What may be confusing is that lawyers make many originalist arguments that are incorrect—but originalism supplies a method of falsifying those arguments. Again, Steve and I note the need to:

distinguish the general nature of originalist theory from the much more specific empirical claims needed to sustain any given result. In our work we've noted many judicial opinions that made what we see as originalist arguments: Obergefell made originalist arguments; Brown made originalist arguments; Blaisdell made originalist arguments. But that alone doesn't establish whether these cases were right, as a matter of originalism. Those who disagreed with these cases made originalist arguments too, and it's unlikely that both sides were right.

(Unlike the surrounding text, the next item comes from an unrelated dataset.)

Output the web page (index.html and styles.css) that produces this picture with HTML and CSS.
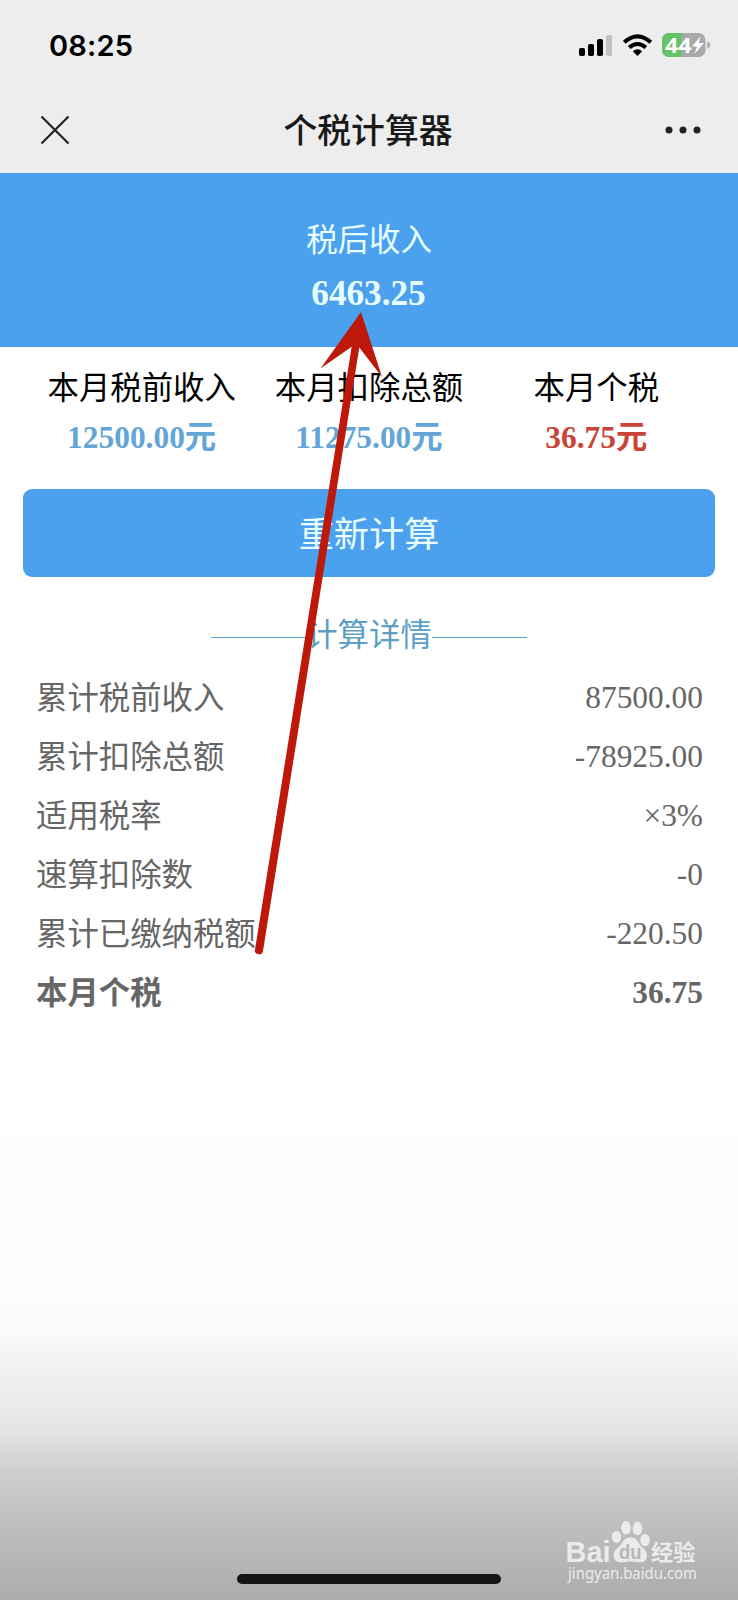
FILE: index.html
```html
<!DOCTYPE html>
<html lang="zh-CN">
<head>
<meta charset="utf-8">
<title>个税计算器</title>
<link rel="stylesheet" href="styles.css">
</head>
<body>
<div class="screen">
  <header class="header">
    <div class="status">
      <span class="time">08:25</span>
      <svg class="status-icons" width="134" height="30" viewBox="0 0 134 30">
        <rect x="1" y="18" width="6" height="8" rx="1.8"/>
        <rect x="10" y="14" width="6" height="12" rx="1.8"/>
        <rect x="19" y="9" width="6" height="17" rx="1.8"/>
        <rect x="28" y="5" width="6" height="21" rx="1.8" fill="#c2c2c2"/>
        <g fill="none" stroke="#000" stroke-width="4">
          <path d="M46.200 12.300Q59.500 .3 72.800 12.300"/>
          <path d="M51.200 17.600Q59.500 10.400 67.800 17.600"/>
        </g>
        <path d="M54.800 21.200Q59.500 17.500 64.200 21.200L59.500 26Z"/>
        <rect x="84" y="3" width="43.500" height="24" rx="7" fill="#a9a9a9"/>
        <path d="M103.500 3H91a7 7 0 0 0-7 7v10a7 7 0 0 0 7 7h12.500z" fill="#66c265"/>
        <path d="M129.300 11.300q3 1.200 3 3.700t-3 3.700z" fill="#a9a9a9"/>
        <text class="battery-text" x="87" y="22.600" textLength="26.500" lengthAdjust="spacingAndGlyphs">44</text>
        <path d="M122.500 6.500L114 16.500H119L116.500 24L126 13H120.800Z" fill="#fff"/>
      </svg>
    </div>
    <div class="navbar">
      <svg class="close" width="30" height="30" viewBox="0 0 30 30"><path d="M1.500 1.500L28.500 28.500M28.500 1.500L1.500 28.500" stroke="#222" stroke-width="2.200"/></svg>
      <h1 class="title">个税计算器</h1>
      <svg class="more" width="36" height="8" viewBox="0 0 36 8" fill="#222"><circle cx="4" cy="4" r="3.500"/><circle cx="18" cy="4" r="3.500"/><circle cx="32" cy="4" r="3.500"/></svg>
    </div>
  </header>
  <section class="income">
    <div class="income-label">税后收入</div>
    <div class="income-value">6463.25</div>
  </section>
  <main class="content">
    <div class="stats">
      <div class="stat"><span>本月税前收入</span><b>12500.00元</b></div>
      <div class="stat"><span>本月扣除总额</span><b>11275.00元</b></div>
      <div class="stat"><span>本月个税</span><b class="tax">36.75元</b></div>
    </div>
    <button class="recalc">重新计算</button>
    <div class="divider">计算详情</div>
    <div class="details">
      <div class="row"><span class="name">累计税前收入</span><span class="amount">87500.00</span></div>
      <div class="row"><span class="name">累计扣除总额</span><span class="amount">-78925.00</span></div>
      <div class="row"><span class="name">适用税率</span><span class="amount">×3%</span></div>
      <div class="row"><span class="name">速算扣除数</span><span class="amount">-0</span></div>
      <div class="row"><span class="name">累计已缴纳税额</span><span class="amount">-220.50</span></div>
      <div class="row total"><span class="name">本月个税</span><span class="amount">36.75</span></div>
    </div>
  </main>
  <svg class="arrow" width="738" height="1000" viewBox="0 0 738 1000"><path d="M361 312L382 377L359.300 347.500L263 951A4 4 0 0 1 255 949.500L351.700 346.700L320.500 368.500Z" fill="#bd1809"/></svg>
  <svg class="watermark" width="140" height="70" viewBox="0 0 140 70" fill="#ebebeb">
    <text class="brand" x="5.500" y="41.500" textLength="45" lengthAdjust="spacingAndGlyphs">Bai</text>
    <ellipse cx="56.500" cy="17" rx="4.700" ry="6"/>
    <ellipse cx="66" cy="7.800" rx="4.800" ry="6.700"/>
    <ellipse cx="77.500" cy="8.500" rx="4.800" ry="6.700"/>
    <ellipse cx="85" cy="20" rx="4.700" ry="6.200"/>
    <path d="M70.500 17.500C63 17.500 62.500 24 57.500 28C51 33 52.500 42.300 61 42.300C65 42.300 67 41.500 70.500 41.500C74 41.500 76 42.300 80 42.300C88.500 42.300 89 33.500 83.500 28.500C78 24 78 17.500 70.500 17.500Z"/>
    <text class="du" x="59" y="39" textLength="22.500" lengthAdjust="spacingAndGlyphs">du</text>
    <text class="experience" x="91" y="40" textLength="44.500" lengthAdjust="spacingAndGlyphs">经验</text>
    <text class="url" x="8" y="59" textLength="129" lengthAdjust="spacingAndGlyphs">jingyan.baidu.com</text>
  </svg>
  <div class="home-bar"></div>
</div>
</body>
</html>
```
FILE: styles.css
```css
* { box-sizing: border-box; }
body { margin: 0; }

.screen {
  position: relative;
  width: 738px;
  height: 1600px;
  overflow: hidden;
  display: flex;
  flex-direction: column;
  font-family: "Liberation Serif", "Noto Sans CJK SC", serif;
  font-size: 31.4px;
  background: linear-gradient(#fff 0, #fff 1020px, #fdfdfd 1290px, #fafafa 1330px, #f2f2f2 1365px, #e9e9e9 1410px, #e2e3e3 1434px, #dadcdb 1444px, #cfd1d1 1470px, #c5c6c6 1500px, #bababa 1542px, #acacac 1600px);
}

.header {
  height: 173px;
  background: #ededed;
  font-family: "Noto Sans CJK SC", sans-serif;
}

.status {
  height: 90px;
  padding: 0 26px 0 49px;
  display: flex;
  justify-content: space-between;
  align-items: center;
}

.time {
  padding-top: 2px;
  font: 600 29px/36px Inter, sans-serif;
  letter-spacing: .2px;
  color: #000;
}

.status-icons { display: block; }

.battery-text {
  font: 700 22px "Open Sans", sans-serif;
  fill: #fff;
}

.navbar {
  height: 80px;
  padding: 0 37px 0 40px;
  display: grid;
  grid-template-columns: 36px 1fr 36px;
  align-items: center;
}

.title {
  margin: -2px 0 0 -5px;
  font-size: 33.8px;
  line-height: 50px;
  font-weight: 500;
  text-align: center;
  color: #191919;
}

.income {
  height: 174px;
  padding-top: 44px;
  background: #4ca1ef;
  color: #e8ffff;
  text-align: center;
}

.income-label { line-height: 48px; }

.income-value {
  margin-left: -1px;
  font-size: 35.2px;
  line-height: 57px;
  font-weight: 700;
}

.content { flex: 1; }

.stats {
  padding: 17px 28px 0;
  display: grid;
  grid-template-columns: repeat(3, 1fr);
}

.stat {
  display: flex;
  flex-direction: column;
  align-items: center;
  line-height: 49px;
  color: #000;
}

.stat b { color: #62a5d6; }
.stat .tax { color: #c84437; }

.recalc {
  display: block;
  width: 692px;
  height: 88px;
  margin: 27px auto 0;
  padding: 0 0 3px;
  border: 0;
  border-radius: 9px;
  background: #4ca1ef;
  color: #e8ffff;
  font: 35.2px/85px "Noto Sans CJK SC", sans-serif;
}

.divider {
  width: 316px;
  margin: 34px auto 0;
  display: flex;
  align-items: center;
  line-height: 50px;
  color: #5b9fc5;
}

.divider::before,
.divider::after {
  content: "";
  flex: 1;
  height: 1px;
  margin-top: 2px;
  background: #5b9fc5;
}

.details { padding: 6px 35px 0 36px; }

.row {
  height: 59px;
  display: flex;
  justify-content: space-between;
  align-items: center;
  color: #666;
}

.name { padding-bottom: 3px; }
.amount { padding-top: 2px; }

.total { font-weight: 700; }

.arrow {
  position: absolute;
  left: 0;
  top: 0;
}

.watermark {
  position: absolute;
  left: 560px;
  top: 1520px;
}

.brand { font: 700 29.5px "Liberation Sans", sans-serif; }
.du { font: 700 20px "Liberation Sans", sans-serif; fill: #b6b6b6; }
.experience { font: 700 22px "Noto Sans CJK SC", sans-serif; }
.url { font: 16px "Noto Sans", sans-serif; }

.home-bar {
  position: absolute;
  left: 237px;
  top: 1574px;
  width: 264px;
  height: 10px;
  border-radius: 5px;
  background: #151515;
}
```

We maintain that originalist arguments are fundamental to American legal practice, and also that many of these arguments are mistaken. We point out many Supreme Court opinions consistent with originalism by way of demonstrating the ubiquity of originalist arguments … But the fact that lawyers and judges invoke originalism doesn't show that their specific claims are right, any more than a man's waving a yardstick shows that he is tall. To make an argument is to risk falsification.

The originalist argument for the positive law model is falsifiable if somebody else presents a better account of Entick, Wilkes, and other founding-era cases, and of the role positive law played in enforcing the Fourth Amendment. But ultimately, I'm not sure why all of this matters to Orin, since my understanding is that he is not an originalist himself and has non-originalist reasons for rejecting our view.